This week, we interview Marjorie Rosenberg, President of the International Association of Teachers of English as a Foreign Language (IATEFL) about the association’s events and activities.

Can you explain a little about the background, membership and aims of IATEFL?   

The original idea of creating an organisation to enable teachers to come together and share their experiences of teaching English as a foreign language came from Dr W.R. Lee, OBE, in 1967. At the time, Dr Lee was the editor of the English Language Teaching Journal and through his contacts was able to find a group of educators with the same goal. When the organisation was first conceived it was called ATEFL, the Association of Teachers of English as a Foreign Language, the ‘I’ for international, being added as the organisation expanded.

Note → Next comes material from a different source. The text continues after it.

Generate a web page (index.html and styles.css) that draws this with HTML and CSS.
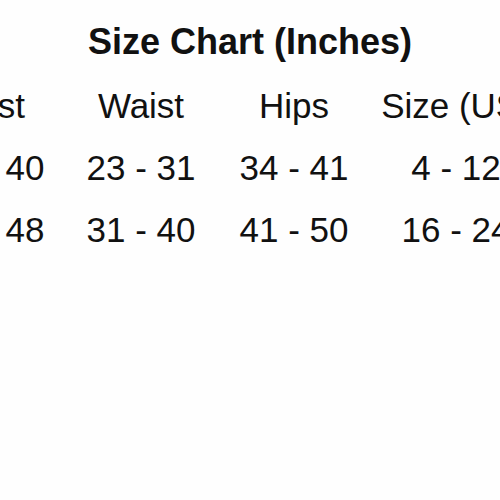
FILE: index.html
```html
<!DOCTYPE html>
<html>
<head>
<meta charset="utf-8">
<link rel="stylesheet" href="styles.css">
</head>
<body>
<div class="page">
  <h1 class="title">Size Chart (Inches)</h1>
  <div class="chart">
    <div class="cell">Bust</div>
    <div class="cell">Waist</div>
    <div class="cell">Hips</div>
    <div class="cell">Size (US)</div>
    <div class="cell">32 - 40</div>
    <div class="cell">23 - 31</div>
    <div class="cell">34 - 41</div>
    <div class="cell">4 - 12</div>
    <div class="cell">40 - 48</div>
    <div class="cell">31 - 40</div>
    <div class="cell">41 - 50</div>
    <div class="cell">16 - 24</div>
  </div>
</div>
</body>
</html>
```
FILE: styles.css
```css
html, body {
  margin: 0;
  padding: 0;
  background: #fefefe;
  width: 500px;
  height: 500px;
  overflow: hidden;
}
.page {
  font-family: "Liberation Sans", Arial, sans-serif;
  color: #111;
  padding-top: 22px;
}
.title {
  margin: 0;
  font-size: 36px;
  font-weight: bold;
  line-height: 40px;
  text-align: center;
  width: 500px;
}
.chart {
  display: grid;
  grid-template-columns: 150px 152px 154px 170px;
  row-gap: 22px;
  margin-top: 24px;
  margin-left: -85px;
  font-size: 35px;
  line-height: 40px;
}
.cell {
  text-align: center;
  white-space: nowrap;
}
```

The main activities at the beginning were to help set up a network between teachers and to organise conferences. The first conference was held in London in December 1967 with a total of 125 participants and the organization was proud to have a total of 517 members at the end of its first year. The membership has grown since then, reaching 4,022 members in 133 countries as of May 2015. In addition, IATEFL has associates around the world and at present is affiliated with 136 local Teaching Associations (TAs) in 100 countries. Over the years since it was founded, IATEFL has added a total of 15 Special Interest Groups (SIGs) which enable members to concentrate on specific areas of teaching, writing, management and social issues to name but a few.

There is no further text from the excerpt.